As Vice-President of Creative Development, Executive Vice-President and then President of Imagineering for nine years, Sklar supervised the design and construction of Tokyo Disneyland, the Disney-MGM Studios, Disneyland Paris, Disney's Animal Kingdom, Disney California Adventure Park, Tokyo DisneySea, the Walt Disney Studios Park and Hong Kong Disneyland. Former Disneyland International chairman Jim Cora later said of him, "He understands the Disney way, because he learned it at Walt's knee. He is the keeper of the keys, the conscience, the Jiminy Cricket for the organization."

On February 16, 2006, Jay Rasulo, then-chairman of Walt Disney Parks and Resorts (the unit of The Walt Disney Company which serves as the umbrella for Walt Disney Imagineering) announced that Sklar would resign from his current position and take up the new position of international ambassador for Walt Disney Imagineering. The occupation entails travelling around to art and design and architecture colleges, universities and other institutions around the world, offering seminars and attracting new talent to the company, as well as being a presence at future attraction and park openings, representing the company. Sklar said in a joint statement, "I knew that as my 72nd birthday and my 50th Disney anniversary approached, I would look for new challenges, so when Jay Rasulo asked me to talk about the future, I was 'all ears' to a challenging proposal Jay made. It not only seems to be one of those ideas that is overdue, but it was clear to me that I am the perfect casting (perhaps the only candidate) capable of originating and organizing this assignment."
After 53 years of service, he left The Walt Disney Company and Walt Disney Imagineering on July 17, 2009, Disneyland's 54th anniversary. He was honored with a window on Main Street, U.S.A. in Disneyland on his final day.

Sklar's autobiography, Dream It! Do It!: My Half-Century Creating Disney's Magic Kingdoms, was published in 2013.

==Honors and awards==
In 2001, Sklar was recognized as a Disney Legend. He served as President of Ryman Arts, whose Ryman Program for Young Artists honors Herb Ryman, an artist, designer and fellow Disney Legend.

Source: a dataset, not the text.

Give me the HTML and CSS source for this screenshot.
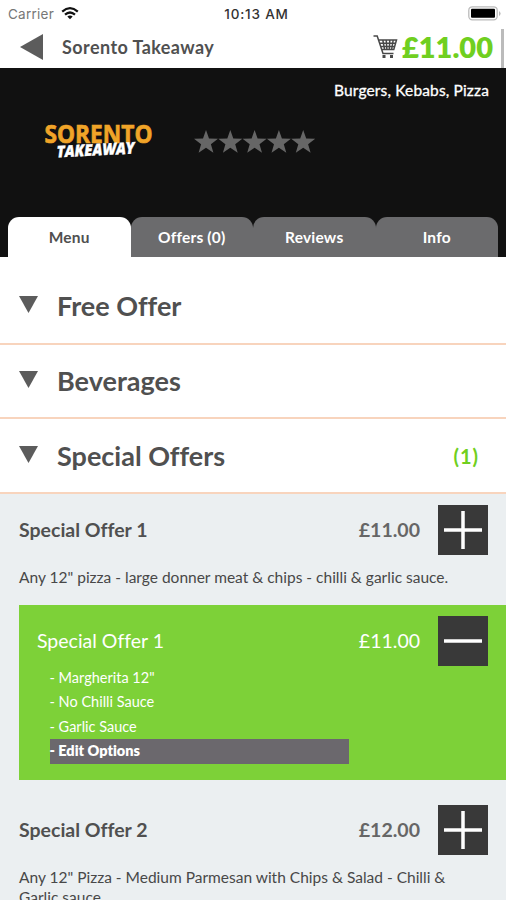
FILE: index.html
```html
<!DOCTYPE html>
<html lang="en">
<head>
<meta charset="utf-8">
<title>Sorento Takeaway</title>
<link rel="stylesheet" href="styles.css">
</head>
<body>
<div class="statusbar">
  <div class="carrier"><span>Carrier</span>
    <svg width="18" height="13" viewBox="0 0 18 13" fill="none" stroke="#111" stroke-width="2.2"><path d="M1.2 4.6Q9-2.2 16.8 4.6M4 7.7Q9 3.3 14 7.7"/><path d="M6.3 9.5Q9 7.4 11.7 9.5L9 12.3Z" fill="#111" stroke="none"/></svg>
  </div>
  <span class="clock">10:13 AM</span>
  <svg class="battery" width="33" height="15" viewBox="0 0 33 15"><rect x=".8" y=".8" width="28.4" height="13" rx="3.5" fill="#fff" stroke="#bbb" stroke-width="1.3"/><rect x="3" y="2.8" width="24" height="9" rx="1" fill="#000"/><path d="M31 5v5q1.6-1 1.6-2.5T31 5" fill="#bbb"/></svg>
</div>
<header class="nav">
  <svg class="back" width="23" height="26" viewBox="0 0 23 26"><path d="M0 13 23 0v26Z" fill="#5c5c5c"/></svg>
  <h1>Sorento Takeaway</h1>
  <svg class="cart" width="25" height="24" viewBox="0 0 25 24" fill="none" stroke="#484848" stroke-width="1.5"><path d="M.5 1H4.2L10 18.5H20.5M5.5 5H23.5L20.8 14.5H8.7M6.6 8.2H22.5M7.7 11.4H21.7M9.8 5l1.8 9.5M13.2 5l.7 9.5M16.8 5l-.5 9.5M20.2 5l-1.6 9.5" /><path d="M9.5 20h3v3h-3zM17 20h3v3h-3z" fill="#484848" stroke="none"/></svg>
  <span class="total">£11.00</span>
  <i class="edge"></i>
</header>
<section class="hero">
  <p class="cuisine">Burgers, Kebabs, Pizza</p>
  <div class="brand">
    <svg class="logo" width="112" height="40" viewBox="0 0 112 40">
      <text class="logo-top" x="1.5" y="22" textLength="108" lengthAdjust="spacingAndGlyphs">SORENTO</text>
      <text class="logo-bottom" x="14" y="36.5" textLength="78" lengthAdjust="spacingAndGlyphs" transform="rotate(-3 14 36.5)">TAKEAWAY</text>
    </svg>
    <svg class="stars" width="122" height="24" viewBox="0 0 122 24" fill="#666"><defs><path id="star" d="m12 0 3 8.4 9 .3-7.1 5.5 2.5 8.6L12 17.7l-7.4 5.1 2.5-8.6L0 8.7l9-.3Z"/></defs><use href="#star"/><use href="#star" x="24.3"/><use href="#star" x="48.6"/><use href="#star" x="72.9"/><use href="#star" x="97.2"/></svg>
  </div>
  <nav class="tabs"><a class="tab active">Menu</a><a class="tab">Offers (0)</a><a class="tab">Reviews</a><a class="tab">Info</a></nav>
</section>
<main>
  <div class="category first"><svg width="19" height="17" viewBox="0 0 19 17"><path d="M0 0h19L9.5 17Z"/></svg><h2>Free Offer</h2></div>
  <div class="category"><svg width="19" height="17" viewBox="0 0 19 17"><path d="M0 0h19L9.5 17Z"/></svg><h2>Beverages</h2></div>
  <div class="category"><svg width="19" height="17" viewBox="0 0 19 17"><path d="M0 0h19L9.5 17Z"/></svg><h2>Special Offers</h2><span class="count">(1)</span></div>
  <section class="items">
    <article class="item">
      <div class="line"><h3>Special Offer 1</h3><span class="price">£11.00</span><button class="btn"><svg width="50" height="50" viewBox="0 0 50 50"><path d="M6 25H44M25 6V44"/></svg></button></div>
      <p class="desc">Any 12" pizza - large donner meat &amp; chips - chilli &amp; garlic sauce.</p>
    </article>
    <article class="selected">
      <div class="line"><h3>Special Offer 1</h3><span class="price">£11.00</span><button class="btn"><svg width="50" height="50" viewBox="0 0 50 50"><path d="M6 25H44"/></svg></button></div>
      <ul><li>- Margherita 12"</li><li>- No Chilli Sauce</li><li>- Garlic Sauce</li><li class="edit">- Edit Options</li></ul>
    </article>
    <article class="item second">
      <div class="line"><h3>Special Offer 2</h3><span class="price">£12.00</span><button class="btn"><svg width="50" height="50" viewBox="0 0 50 50"><path d="M6 25H44M25 6V44"/></svg></button></div>
      <p class="desc">Any 12" Pizza - Medium Parmesan with Chips &amp; Salad - Chilli &amp;<br>Garlic sauce.</p>
    </article>
  </section>
</main>
</body>
</html>
```

FILE: styles.css
```css
* { box-sizing: border-box; }
html, body { height: 900px; overflow: hidden; }
body { margin: 0; width: 506px; background: #fff; color: #505050; font-family: Lato, "Liberation Sans", sans-serif; font-variant-ligatures: none; }
h1, h2, h3, p, ul { margin: 0; padding: 0; list-style: none; }
svg { display: block; flex: none; }

.statusbar { height: 27px; display: grid; grid-template-columns: 1fr auto 1fr; align-items: center; padding: 0 5px 0 8px; font-family: Inter, sans-serif; }
.carrier { display: flex; align-items: center; gap: 7px; font-size: 13.5px; letter-spacing: .25px; color: #777; }
.clock { margin-left: 4px; font-size: 13.5px; letter-spacing: .8px; font-weight: 500; color: #333; }
.battery { justify-self: end; }

.nav { position: relative; height: 41px; display: flex; align-items: center; padding: 0 13px 0 20px; }
.back { margin-top: -1px; }
.nav h1 { margin: -2px 0 0 19px; font-size: 18px; line-height: 22px; letter-spacing: .42px; font-weight: 700; white-space: nowrap; }
.cart { margin: -1px 0 0 auto; }
.total { margin: -1px 0 0 4px; font-size: 29px; line-height: 36px; font-weight: 800; color: #70cf20; }
.edge { position: absolute; right: 2px; top: 2px; width: 3px; height: 39px; background: #bbb; }

.hero { height: 189px; background: #111; display: flex; flex-direction: column; }
.cuisine { padding: 12px 17px 0 0; text-align: right; font-size: 15.5px; line-height: 20px; letter-spacing: .15px; color: #fff; -webkit-text-stroke: .3px #fff; }
.brand { display: flex; align-items: flex-start; padding: 21px 0 0 43px; }
.stars { margin: 9px 0 0 39px; }
.logo { overflow: visible; }
.logo-top { font: 700 25.5px "Open Sans", sans-serif; fill: #f0a428; stroke: #f0a428; stroke-width: .7px; }
.logo-bottom { font: italic 800 16px "Open Sans", sans-serif; fill: #fff; stroke: #fff; stroke-width: .4px; }
.tabs { display: flex; margin: auto 8px 0; height: 40px; }
.tab { flex: 1; display: flex; align-items: center; justify-content: center; border-radius: 11px 11px 0 0; background: #6b6b6d; color: #fff; font-size: 15.5px; letter-spacing: .2px; font-weight: 700; }
.tab.active { background: #fff; color: #505050; }

.category { display: flex; align-items: center; height: 74.6px; padding: 0 27px 0 19px; border-bottom: 2.5px solid #f8d4bd; }
.category.first { height: 87.7px; padding-top: 13px; }
.category svg { margin-top: -3px; fill: #5c5c5c; }
.category h2 { margin-left: 19px; font-size: 27px; line-height: 34px; font-weight: 700; white-space: nowrap; }
.count { margin-left: auto; font-size: 20px; font-weight: 700; color: #70cf20; letter-spacing: 1px; }

.items { height: 410px; background: #ebeff1; }
.item { height: 111px; padding: 11px 18px 0 19px; }
.line { display: flex; align-items: center; height: 50px; }
.line h3 { font-size: 19.5px; line-height: 26px; font-weight: 700; }
.price { margin-left: auto; margin-right: 18px; font-size: 19.5px; font-weight: 700; color: #666; }
.btn { width: 50px; height: 50px; padding: 0; border: 0; background: #393939; }
.btn path { stroke: #fff; stroke-width: 3.5; }
.desc { margin-top: 12px; font-size: 15.5px; line-height: 20px; white-space: nowrap; color: #484848; }
.selected { height: 175px; margin-left: 19px; padding: 11px 18px 0; background: #7dd138; color: #fff; }
.selected h3, .selected .price { font-weight: 400; color: #fff; }
.selected ul { width: 299px; margin: 0 0 0 12.5px; font-size: 14.5px; line-height: 24.5px; }
.edit { background: #6b686d; font-weight: 800; }
.item.second { padding-top: 25px; }
```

Sklar won a Lifetime Achievement Award from the Themed Entertainment Association (TEA) in 1995, and has been inducted into the International Association of Amusement Parks and Attractions (IAAPA) Hall of Fame.

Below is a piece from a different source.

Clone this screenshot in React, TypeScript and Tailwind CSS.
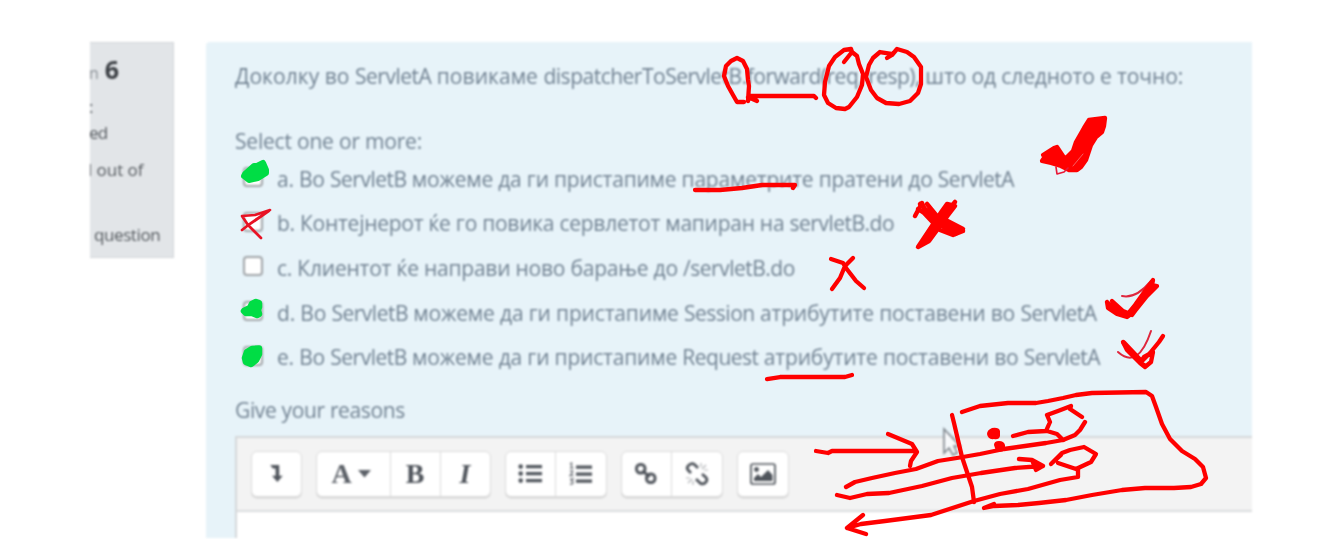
import type { ReactNode } from "react";

const rows = [
  { text: "a. Во ServletB можеме да ги пристапиме параметрите пратени до ServletA", track: "tracking-[-0.21px]" },
  { text: "b. Контејнерот ќе го повика сервлетот мапиран на servletB.do", track: "tracking-[-0.26px]" },
  { text: "c. Клиентот ќе направи ново барање до /servletB.do", track: "tracking-[-0.22px]" },
  { text: "d. Во ServletB можеме да ги пристапиме Session атрибутите поставени во ServletA", track: "tracking-[-0.17px]" },
  { text: "e. Во ServletB можеме да ги пристапиме Request атрибутите поставени во ServletA", track: "tracking-[-0.19px]" },
];

/* Latin words are set slightly tighter than the Cyrillic text around them. */
function Mixed({ text, track }: { text: string; track: string }) {
  const parts = text.split(/([A-Za-z/.(),]{3,}(?: [a-z]+\),)?)/);
  return (
    <span className={`whitespace-pre ${track}`}>
      {parts.map((part, i) => (
        <span key={i} className={i % 2 ? "tracking-[-0.5px]" : undefined}>
          {part}
        </span>
      ))}
    </span>
  );
}

function Group({ className, children }: { className: string; children: ReactNode }) {
  return (
    <div
      className={`flex h-[46px] shrink-0 divide-x divide-[#dcdcdc] rounded-[6px] border border-[#dcdcdc] bg-white shadow-[0_1.5px_0_#d6d6d6] ${className}`}
    >
      {children}
    </div>
  );
}

function Tool({ children }: { children: ReactNode }) {
  return <button className="flex flex-1 items-center justify-center text-[#50555c]">{children}</button>;
}

function Info() {
  return (
    <aside className="h-[216px] w-[84px] shrink-0 overflow-hidden border-y border-r border-[#d3d6d9] bg-[#e2e5e8] text-[17px] leading-[24px] text-[#54595e]">
      <div className="flex h-[54px] items-center">
        <span className="-ml-[1px] pt-[5px] text-[16px] text-[#8a9096]">n</span>
        <span className="-mt-[3px] ml-[6px] text-[25px] font-bold tracking-tight text-[#3b3f44]">6</span>
      </div>
      <div className="-mt-[2px] h-[24px] -ml-[1px]">:</div>
      <div className="mt-[2px] h-[24px] -ml-[1px] tracking-[-0.8px]">ed</div>
      <div className="mt-[13px] h-[24px] -ml-[2px] whitespace-nowrap tracking-[-0.05px]">l out of</div>
      <div className="mt-[41px] h-[24px] pl-[4px] tracking-[-0.4px]">question</div>
    </aside>
  );
}

function Toolbar() {
  return (
    <div className="flex h-[74px] items-center border-b-2 border-[#dadcde] bg-[#f3f3f3] pl-[13.500px]">
      <Group className="w-[51px]">
        <Tool>
          <svg width="13" height="18" viewBox="0 0 14 20" fill="currentColor">
            <path d="M0 0h10v12h4l-6 7-6-7h4V4H3z" />
          </svg>
        </Tool>
      </Group>
      <Group className="ml-[14px] w-[175px] font-['Liberation_Serif',serif] text-[28px] font-bold leading-none">
        <button className="flex w-[74px] items-center justify-center gap-[6px] pr-[4px] text-[#5c6168]">
          <span>A</span>
          <svg width="13" height="8" viewBox="0 0 13 8" fill="currentColor">
            <path d="M0 0h13L6.500 7.500z" />
          </svg>
        </button>
        <Tool>B</Tool>
        <Tool>
          <span className="italic">I</span>
        </Tool>
      </Group>
      <Group className="ml-[14px] w-[102px]">
        <Tool>
          <svg width="24" height="20" viewBox="0 0 24 20" fill="currentColor">
            <path d="M8 1h16v3.200H8zM8 8h16v3.200H8zM8 15h16v3.200H8z" />
            <circle cx="2.700" cy="2.600" r="2.300" />
            <circle cx="2.700" cy="9.600" r="2.300" />
            <circle cx="2.700" cy="16.600" r="2.300" />
          </svg>
        </Tool>
        <Tool>
          <svg width="24" height="24" viewBox="0 0 24 24" fill="currentColor">
            <path d="M7 3.500h16v3.200H7zM7 10.500h16v3.200H7zM7 17.500h16v3.200H7z" />
            <path
              d="M1 2l1.500-1v5M1 6h3.500M1 9.500c3-2 4 0 0 4h3.500M1 17h3l-1.500 2c2.500 0 2 4-1.500 3"
              fill="none"
              stroke="currentColor"
              strokeWidth="1.500"
              opacity=".75"
            />
          </svg>
        </Tool>
      </Group>
      <Group className="ml-[14px] w-[102px]">
        <Tool>
          <svg width="24" height="24" viewBox="0 0 24 24" fill="none" stroke="currentColor" strokeWidth="2.900">
            <rect x="2.500" y="2.500" width="8.500" height="8.500" rx="3.800" />
            <rect x="12.500" y="12" width="8.500" height="8.500" rx="3.800" />
            <path d="M8.500 8.500L15.500 15" />
          </svg>
        </Tool>
        <Tool>
          <svg width="24" height="24" viewBox="0 0 24 24" fill="none" stroke="currentColor" strokeWidth="2.800">
            <path d="M6 11L3 8q-2-2.500 1-5t5.500-.5L13 6M11 17l4 4q3 2 5.500-.5t.5-5L17 12" />
            <path d="M3 21l4-4M8 23v-4M1 16h4M17 7l4-4M16 5V1M19 8h4" strokeWidth="1.200" opacity=".45" />
          </svg>
        </Tool>
      </Group>
      <Group className="ml-[14px] w-[52px]">
        <Tool>
          <svg width="26" height="22" viewBox="0 0 26 22" fill="currentColor">
            <rect x="1" y="1" width="24" height="20" rx="2" fill="none" stroke="currentColor" strokeWidth="1.700" />
            <circle cx="6.500" cy="6.500" r="2.400" />
            <path d="M4 18v-3l4-4 3 3 7-7 4.500 5v6z" />
          </svg>
        </Tool>
      </Group>
    </div>
  );
}

function Question() {
  return (
    <main className="flex h-[496px] w-[1046px] flex-col overflow-hidden rounded-tl-[4px] bg-[#e7f3f9] pl-[29px] pt-[19px] text-[21px] leading-[30px] text-[#708191]">
      <p className="h-[30px] whitespace-nowrap">
        <Mixed text="Доколку во ServletA повикаме " track="tracking-[0.05px]" />
        <Mixed text="dispatcherToServletB.forward(req, resp), што од следното е точно:" track="tracking-[-0.12px]" />
      </p>
      <p className="mt-[35px] h-[30px] whitespace-nowrap">
        <span className="tracking-[-0.2px]">Select one or more:</span>
      </p>
      <ul className="mt-[0.500px]">
        {rows.map((row) => (
          <li key={row.text} className="flex h-[44.600px] items-center whitespace-nowrap pl-[8px]">
            <span className="-mt-[3px] size-[20px] shrink-0 rounded-[4px] border-2 border-[#a0a4a8] bg-white" />
            <span className="ml-[14px]">
              <Mixed text={row.text} track={row.track} />
            </span>
          </li>
        ))}
      </ul>
      <p className="mt-[15.500px] h-[30px] whitespace-nowrap">
        <span className="tracking-[-0.35px]">Give your reasons</span>
      </p>
      <section className="mt-[11px] grow border-l-2 border-t-2 border-[#d5d8da] bg-white">
        <Toolbar />
      </section>
    </main>
  );
}

function Ink() {
  return (
    <svg
      className="pointer-events-none absolute left-0 top-0"
      width="1339"
      height="539"
      viewBox="0 0 1339 539"
      fill="none"
      stroke="#ff0000"
      strokeWidth="4.300"
      strokeLinecap="round"
      strokeLinejoin="round"
    >
      <path d="M744 102L737 102L733 95L728 86L724 76L726 66L731 61L737 58L743 61L747 69L748 80L749 86L748 101M748 97L757 101L751 96L814 96L816 98" />
      <path d="M844 62L852 52L857 56L859 64L863 74L862 85L857 97L849 107L845 109L836 108L828 103L824 95L825 82L829 66L835 57L844 50L851 49L852 52" />
      <path d="M887 58L893 54L880 52L873 58L869 65L866 77L871 90L877 98L886 103L899 104L910 101L918 93L921 84L921 67L914 57L907 52L897 49L892 55L887 58" />
      <path d="M695 190L720 190L742 188L762 185L795 185L793 188" />

      <path
        d="M1043 155L1054 148L1057 147L1065 159L1073 151L1076 142L1084 128L1089 120L1105 118L1104 126L1102 132L1096 137L1091 145L1086 160L1081 167L1077 170L1069 170L1061 166L1051 163L1042 161L1046 155Z"
        fill="#ff0000"
      />
      <path d="M1073 166L1083 154" stroke="#e7f3f9" strokeWidth=".4" />
      <path d="M1056 167L1057 174L1064 172L1068 168" stroke="#e81837" strokeWidth="1.700" />

      <g strokeWidth="4.500">
        <path d="M915 216L922 203L927 215L963 231L953 235L940 230L924 213L918 209" />
        <path d="M927 204L936 215L963 229L953 229L927 211L920 204" />
        <path d="M955 202L924 239L932 236L955 206L947 204L942 211L918 247L929 241L951 211" />
        <path d="M948 209L936 224L927 238M929 212L945 226L955 232" strokeWidth="8" />
      </g>
      <path d="M831 259L843 263L846 268L856 281L864 288M853 258L845 266L840 278L832 289" />
      <path d="M767 379L780 377L845 377L852 375" />

      <path d="M1122 296Q1136 299 1151 281M1118 352Q1138 370 1151 331" stroke="#df263d" strokeWidth="2" />
      <path d="M1107 302L1114 309L1127 315L1135 305L1153 280L1152 285L1157 286L1147 296L1135 311L1127 317L1117 314L1108 308L1107 302M1112 301L1123 311L1130 314L1143 300M1113 302L1119 311L1132 315L1153 287" />
      <path d="M1111 306L1128 315M1128 314L1142 300" strokeWidth="5" />
      <path d="M1123 342L1127 350L1140 363L1145 367L1151 362L1153 352L1144 357L1140 363L1150 353L1159 342L1163 336M1125 346L1138 359M1140 363L1146 366" />
      <path d="M1124 343L1141 361" strokeWidth="5" />

      <path d="M816 451L828 453L832 451L916 451M888 434L900 439L912 444L917 452L911 461L910 466" />
      <path d="M952 415L954 423L958 440L962 457L967 472L972 487L974 502" />
      <path d="M962 412L980 406L1008 403L1036 403L1048 401L1063 398L1076 395L1092 393L1146 392L1152 396L1156 407L1162 424L1170 439L1182 451L1195 459L1203 467L1206 478L1201 484L1191 487L1174 488L1145 488L1122 490L1092 495L1066 500L1039 503L1018 505L994 506L984 508L994 504" />
      <path d="M846 487L855 482L872 478L895 473L916 469L938 461L957 458L980 454L1004 449L1025 446L1046 443L1063 440M837 495L850 498L867 494L889 493L922 486L952 478L981 473L1015 468L1043 466L1036 470L1032 460L1019 459L1032 460L1043 466" />
      <path d="M863 515L847 528L866 534M847 528L861 524L885 521L931 515L974 501L1000 494L1028 489L1060 480L1078 477L1078 469" />
      <path d="M1013 436L1028 432L1046 431L1050 422L1047 415L1058 411L1071 406L1070 409L1082 417M1085 422L1080 430L1075 435L1063 440L1057 434L1047 431" />
      <path d="M1051 464L1062 453L1070 450L1084 447L1096 454L1091 462L1076 469L1058 463M1051 464L1061 455" />
      <g fill="#ff0000" stroke="none">
        <path d="M987 434q0-4 5-6q7-1 8 3v5q-1 4-6 3q-6 1-7-5zM994 445q0-4 5-4q5 0 6 4v5q-3 3-9 1z" />
      </g>

      <path d="M245 174L254 166L257 166L263 163L266 170L266 173L258 178L249 180L244 176Z" fill="#00dd45" stroke="#00dd45" strokeWidth="6" />
      <path d="M244 311L250 308L252 304L256 302L259 303L259 307L258 310L259 314L257 315L252 313L246 313Z" fill="#00dd45" stroke="#00dd45" strokeWidth="6.500" />
      <path d="M247 352L252 349L259 348.500L259 354L256 360L251 364L246 362L245 358Z" fill="#00dd45" stroke="#00dd45" strokeWidth="6.500" />
      <path d="M242 230L251 223L270 210L255 215L242 216L248 225L261 238M250 224L269 211" stroke="#e81224" strokeWidth="2.700" />
    </svg>
  );
}

export default function App() {
  return (
    <div className="relative h-[539px] w-[1339px] overflow-hidden bg-white font-['Open_Sans','Noto_Sans',sans-serif]">
      <div className="relative flex gap-[32px] pl-[90px] pt-[42px] blur-[0.8px]">
        <Info />
        <Question />
        <svg className="absolute left-[942px] top-[427px]" width="20" height="30" viewBox="0 0 20 30">
          <path d="M2 2v24l5-5 4 7 4-2-3-7h6z" fill="#f7f9fb" stroke="#7e858c" strokeWidth="1.600" />
        </svg>
      </div>
      <Ink />
    </div>
  );
}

In 2016, Sklar was awarded the Diane Disney Miller Lifetime Achievement Award from The Walt Disney Family Museum.

Prior to his death, Sklar was interviewed for Leslie Iwerks' limited docu-series The Imagineering Story, which premiered November 12, 2019 upon the launch of the streaming service Disney+. It was dedicated to Sklar's memory.

==Personal life and death==

Sklar was married and had a family, including his brother Robert Sklar. He was involved with Ryman Arts, an organization supporting young artists. Sklar died on July 27, 2017, at his home in Hollywood Hills, California, at the age of 83.